→ Exercise material:
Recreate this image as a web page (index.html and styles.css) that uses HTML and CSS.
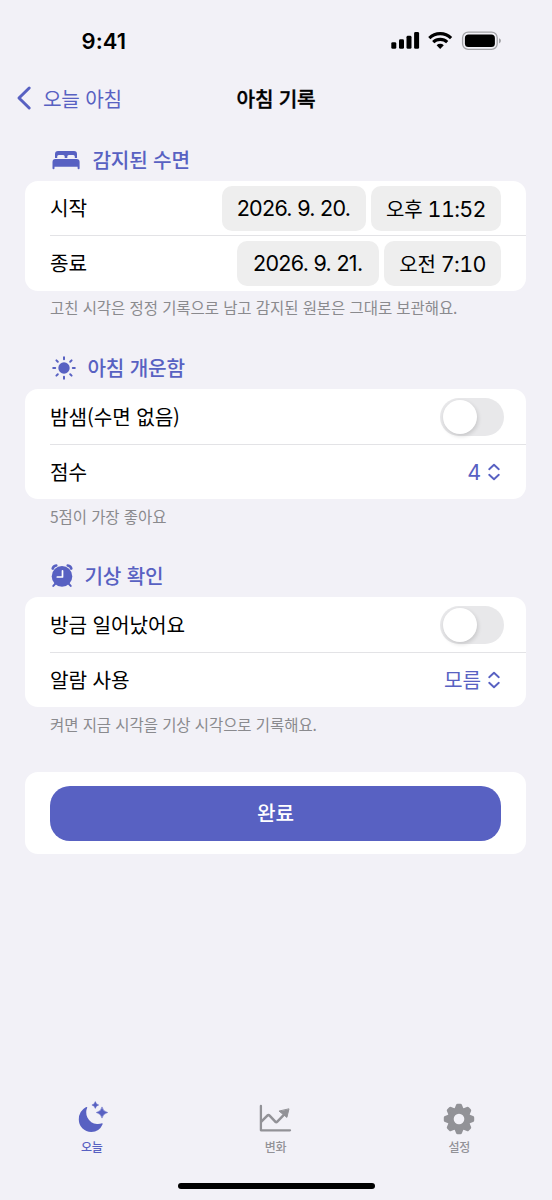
* * *
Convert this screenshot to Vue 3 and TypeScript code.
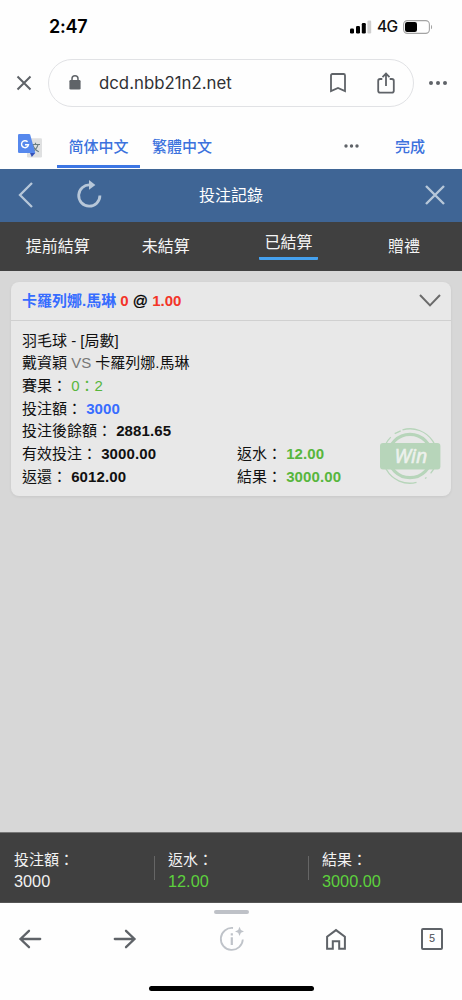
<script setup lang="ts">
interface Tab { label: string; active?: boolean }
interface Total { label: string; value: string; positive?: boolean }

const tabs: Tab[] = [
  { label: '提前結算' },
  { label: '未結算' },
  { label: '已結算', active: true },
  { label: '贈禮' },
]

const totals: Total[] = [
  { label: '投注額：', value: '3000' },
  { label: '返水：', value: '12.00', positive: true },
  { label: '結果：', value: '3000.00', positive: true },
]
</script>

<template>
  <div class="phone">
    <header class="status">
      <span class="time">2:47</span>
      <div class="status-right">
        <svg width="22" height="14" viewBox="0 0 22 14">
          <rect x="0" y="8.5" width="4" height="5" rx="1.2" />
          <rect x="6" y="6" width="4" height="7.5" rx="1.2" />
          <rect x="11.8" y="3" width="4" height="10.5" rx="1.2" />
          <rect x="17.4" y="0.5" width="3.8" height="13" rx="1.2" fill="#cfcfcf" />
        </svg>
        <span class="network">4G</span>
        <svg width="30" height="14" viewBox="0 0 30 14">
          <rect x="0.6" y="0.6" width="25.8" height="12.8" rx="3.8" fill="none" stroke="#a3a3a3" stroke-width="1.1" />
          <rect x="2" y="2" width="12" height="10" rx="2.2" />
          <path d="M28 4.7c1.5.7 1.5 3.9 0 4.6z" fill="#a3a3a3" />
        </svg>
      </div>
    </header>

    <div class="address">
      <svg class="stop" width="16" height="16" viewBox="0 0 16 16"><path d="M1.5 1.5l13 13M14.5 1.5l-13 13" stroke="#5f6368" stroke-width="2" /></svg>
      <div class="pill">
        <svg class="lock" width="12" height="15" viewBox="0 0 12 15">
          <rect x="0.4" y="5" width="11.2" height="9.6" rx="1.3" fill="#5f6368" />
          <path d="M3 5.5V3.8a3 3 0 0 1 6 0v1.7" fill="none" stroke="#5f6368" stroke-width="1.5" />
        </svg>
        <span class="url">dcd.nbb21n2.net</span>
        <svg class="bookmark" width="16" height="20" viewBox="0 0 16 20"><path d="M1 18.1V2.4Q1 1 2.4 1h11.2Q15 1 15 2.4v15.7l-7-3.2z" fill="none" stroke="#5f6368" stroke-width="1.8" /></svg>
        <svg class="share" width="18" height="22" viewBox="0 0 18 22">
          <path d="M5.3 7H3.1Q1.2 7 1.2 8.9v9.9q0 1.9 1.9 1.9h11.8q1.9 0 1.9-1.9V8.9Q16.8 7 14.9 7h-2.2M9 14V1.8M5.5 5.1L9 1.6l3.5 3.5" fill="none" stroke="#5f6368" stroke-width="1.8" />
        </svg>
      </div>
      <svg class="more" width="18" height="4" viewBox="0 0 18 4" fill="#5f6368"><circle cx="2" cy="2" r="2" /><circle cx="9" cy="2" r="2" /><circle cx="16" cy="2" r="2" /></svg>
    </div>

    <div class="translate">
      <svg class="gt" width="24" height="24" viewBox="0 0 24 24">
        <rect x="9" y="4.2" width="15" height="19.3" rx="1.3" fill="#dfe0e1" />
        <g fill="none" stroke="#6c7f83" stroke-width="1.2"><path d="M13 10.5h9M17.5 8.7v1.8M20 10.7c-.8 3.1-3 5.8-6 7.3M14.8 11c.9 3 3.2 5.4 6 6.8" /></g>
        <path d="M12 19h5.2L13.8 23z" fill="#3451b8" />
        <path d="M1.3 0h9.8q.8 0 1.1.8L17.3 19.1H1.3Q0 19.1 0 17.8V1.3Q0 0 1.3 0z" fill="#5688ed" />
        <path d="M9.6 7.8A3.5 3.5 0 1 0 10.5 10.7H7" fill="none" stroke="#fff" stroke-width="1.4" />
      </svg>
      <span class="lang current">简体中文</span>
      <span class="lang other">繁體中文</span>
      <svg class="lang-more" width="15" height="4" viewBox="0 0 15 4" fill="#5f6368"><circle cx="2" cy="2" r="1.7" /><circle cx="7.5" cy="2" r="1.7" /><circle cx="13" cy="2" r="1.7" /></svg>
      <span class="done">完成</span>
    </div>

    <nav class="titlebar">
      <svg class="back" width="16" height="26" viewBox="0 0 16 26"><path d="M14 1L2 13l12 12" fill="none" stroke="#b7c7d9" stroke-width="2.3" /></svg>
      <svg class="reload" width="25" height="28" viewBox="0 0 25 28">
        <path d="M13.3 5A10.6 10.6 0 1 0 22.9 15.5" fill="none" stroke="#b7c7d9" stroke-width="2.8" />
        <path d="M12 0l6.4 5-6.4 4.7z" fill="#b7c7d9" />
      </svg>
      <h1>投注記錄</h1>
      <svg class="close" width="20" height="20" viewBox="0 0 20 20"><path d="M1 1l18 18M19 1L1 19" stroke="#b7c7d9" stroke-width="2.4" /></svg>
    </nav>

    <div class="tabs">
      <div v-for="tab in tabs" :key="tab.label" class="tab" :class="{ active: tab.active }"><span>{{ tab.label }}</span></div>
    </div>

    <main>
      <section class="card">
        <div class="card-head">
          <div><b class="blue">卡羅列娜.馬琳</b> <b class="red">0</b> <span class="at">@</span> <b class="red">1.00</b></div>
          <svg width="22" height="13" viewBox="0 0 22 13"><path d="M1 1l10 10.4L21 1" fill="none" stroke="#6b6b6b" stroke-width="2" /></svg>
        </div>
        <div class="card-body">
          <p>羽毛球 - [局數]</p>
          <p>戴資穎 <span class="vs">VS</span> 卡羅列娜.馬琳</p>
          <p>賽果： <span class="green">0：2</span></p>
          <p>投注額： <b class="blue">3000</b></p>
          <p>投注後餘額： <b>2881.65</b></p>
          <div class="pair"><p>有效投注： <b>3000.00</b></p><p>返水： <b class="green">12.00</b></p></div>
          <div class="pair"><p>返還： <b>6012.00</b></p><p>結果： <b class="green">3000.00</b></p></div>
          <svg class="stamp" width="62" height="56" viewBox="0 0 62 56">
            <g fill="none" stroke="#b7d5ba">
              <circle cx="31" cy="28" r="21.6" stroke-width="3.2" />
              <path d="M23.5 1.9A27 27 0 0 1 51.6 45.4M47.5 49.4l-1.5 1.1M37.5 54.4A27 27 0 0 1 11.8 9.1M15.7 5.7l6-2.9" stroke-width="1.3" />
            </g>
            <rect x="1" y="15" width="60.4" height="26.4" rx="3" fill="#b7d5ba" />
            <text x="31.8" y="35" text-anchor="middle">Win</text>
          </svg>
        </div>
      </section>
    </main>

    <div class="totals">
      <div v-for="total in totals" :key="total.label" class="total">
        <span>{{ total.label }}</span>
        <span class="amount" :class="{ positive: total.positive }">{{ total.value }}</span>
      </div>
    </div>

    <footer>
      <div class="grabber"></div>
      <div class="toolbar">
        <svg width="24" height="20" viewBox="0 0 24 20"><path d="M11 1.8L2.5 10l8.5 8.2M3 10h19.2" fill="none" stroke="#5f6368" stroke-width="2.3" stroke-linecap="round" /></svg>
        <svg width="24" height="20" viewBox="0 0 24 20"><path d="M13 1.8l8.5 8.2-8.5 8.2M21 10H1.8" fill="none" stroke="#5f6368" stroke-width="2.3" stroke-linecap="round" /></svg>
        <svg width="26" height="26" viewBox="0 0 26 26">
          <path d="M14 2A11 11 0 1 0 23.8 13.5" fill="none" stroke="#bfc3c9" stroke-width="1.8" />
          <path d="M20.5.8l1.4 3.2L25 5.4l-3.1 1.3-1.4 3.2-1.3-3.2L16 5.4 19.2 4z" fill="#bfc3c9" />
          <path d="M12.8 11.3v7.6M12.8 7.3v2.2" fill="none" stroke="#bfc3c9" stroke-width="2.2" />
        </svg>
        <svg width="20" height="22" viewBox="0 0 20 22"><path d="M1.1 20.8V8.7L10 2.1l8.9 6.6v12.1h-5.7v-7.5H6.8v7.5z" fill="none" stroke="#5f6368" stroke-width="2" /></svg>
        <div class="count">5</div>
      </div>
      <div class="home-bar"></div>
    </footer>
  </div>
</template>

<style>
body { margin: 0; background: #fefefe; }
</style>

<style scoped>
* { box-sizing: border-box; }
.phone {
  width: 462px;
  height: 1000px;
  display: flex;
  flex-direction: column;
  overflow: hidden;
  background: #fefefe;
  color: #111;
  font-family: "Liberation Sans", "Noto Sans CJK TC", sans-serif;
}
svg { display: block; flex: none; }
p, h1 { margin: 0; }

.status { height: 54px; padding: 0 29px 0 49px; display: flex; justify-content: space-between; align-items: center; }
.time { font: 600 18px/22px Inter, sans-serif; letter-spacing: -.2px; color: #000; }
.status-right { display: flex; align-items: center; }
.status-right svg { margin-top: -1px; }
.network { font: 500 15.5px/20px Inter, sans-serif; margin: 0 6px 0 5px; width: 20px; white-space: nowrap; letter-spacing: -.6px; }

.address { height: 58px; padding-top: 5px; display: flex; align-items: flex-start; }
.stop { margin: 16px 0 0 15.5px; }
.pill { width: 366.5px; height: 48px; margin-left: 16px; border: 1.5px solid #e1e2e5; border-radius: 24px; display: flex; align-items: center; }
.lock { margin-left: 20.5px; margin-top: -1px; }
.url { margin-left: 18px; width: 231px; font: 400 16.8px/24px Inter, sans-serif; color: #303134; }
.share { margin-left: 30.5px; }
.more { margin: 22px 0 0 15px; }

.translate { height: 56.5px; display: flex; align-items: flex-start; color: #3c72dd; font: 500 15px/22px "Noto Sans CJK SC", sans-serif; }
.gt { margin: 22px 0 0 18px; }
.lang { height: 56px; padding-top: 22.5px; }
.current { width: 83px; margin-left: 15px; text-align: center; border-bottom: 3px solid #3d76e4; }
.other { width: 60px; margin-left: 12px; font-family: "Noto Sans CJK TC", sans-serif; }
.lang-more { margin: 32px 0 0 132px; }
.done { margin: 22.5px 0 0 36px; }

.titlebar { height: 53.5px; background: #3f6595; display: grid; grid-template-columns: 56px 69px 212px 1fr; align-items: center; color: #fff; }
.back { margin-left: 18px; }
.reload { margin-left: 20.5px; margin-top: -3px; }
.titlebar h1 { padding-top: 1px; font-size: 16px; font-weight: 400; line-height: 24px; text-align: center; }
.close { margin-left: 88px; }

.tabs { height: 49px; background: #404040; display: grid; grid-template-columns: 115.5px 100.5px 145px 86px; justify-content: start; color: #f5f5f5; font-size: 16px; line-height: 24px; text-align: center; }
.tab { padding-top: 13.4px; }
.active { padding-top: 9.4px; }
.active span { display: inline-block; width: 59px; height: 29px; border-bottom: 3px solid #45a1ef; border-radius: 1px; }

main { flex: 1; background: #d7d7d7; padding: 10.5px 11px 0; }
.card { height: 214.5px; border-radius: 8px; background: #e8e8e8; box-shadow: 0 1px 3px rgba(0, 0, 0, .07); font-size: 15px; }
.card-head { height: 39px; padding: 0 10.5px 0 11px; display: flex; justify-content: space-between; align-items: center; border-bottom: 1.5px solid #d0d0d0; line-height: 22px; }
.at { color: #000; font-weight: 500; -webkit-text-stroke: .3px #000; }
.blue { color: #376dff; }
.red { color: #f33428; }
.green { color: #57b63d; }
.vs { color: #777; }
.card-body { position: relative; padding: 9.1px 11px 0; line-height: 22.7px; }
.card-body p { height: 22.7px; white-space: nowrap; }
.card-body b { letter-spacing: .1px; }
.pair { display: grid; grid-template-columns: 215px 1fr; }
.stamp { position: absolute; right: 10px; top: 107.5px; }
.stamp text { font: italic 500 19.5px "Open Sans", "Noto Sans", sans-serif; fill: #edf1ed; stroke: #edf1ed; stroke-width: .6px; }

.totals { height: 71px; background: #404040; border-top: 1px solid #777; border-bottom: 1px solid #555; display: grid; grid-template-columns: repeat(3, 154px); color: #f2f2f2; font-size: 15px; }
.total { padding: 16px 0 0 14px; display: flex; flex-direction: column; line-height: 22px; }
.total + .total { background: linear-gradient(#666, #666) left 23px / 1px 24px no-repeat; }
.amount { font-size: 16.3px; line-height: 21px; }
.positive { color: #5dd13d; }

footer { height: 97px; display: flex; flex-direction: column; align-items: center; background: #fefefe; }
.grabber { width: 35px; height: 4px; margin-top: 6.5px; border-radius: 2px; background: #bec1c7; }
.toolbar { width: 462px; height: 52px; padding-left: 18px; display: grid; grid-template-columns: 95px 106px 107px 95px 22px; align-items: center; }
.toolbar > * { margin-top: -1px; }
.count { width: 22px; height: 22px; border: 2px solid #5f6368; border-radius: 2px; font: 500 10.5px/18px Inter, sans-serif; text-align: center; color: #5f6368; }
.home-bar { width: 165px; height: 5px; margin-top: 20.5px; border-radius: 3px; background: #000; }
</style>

→ Written exercise: Please list every line of the records that contains "this".

→ Output of the exercise:
Recreate this image as a web page (index.html and styles.css) that uses HTML and CSS.
Convert this screenshot to Vue 3 and TypeScript code.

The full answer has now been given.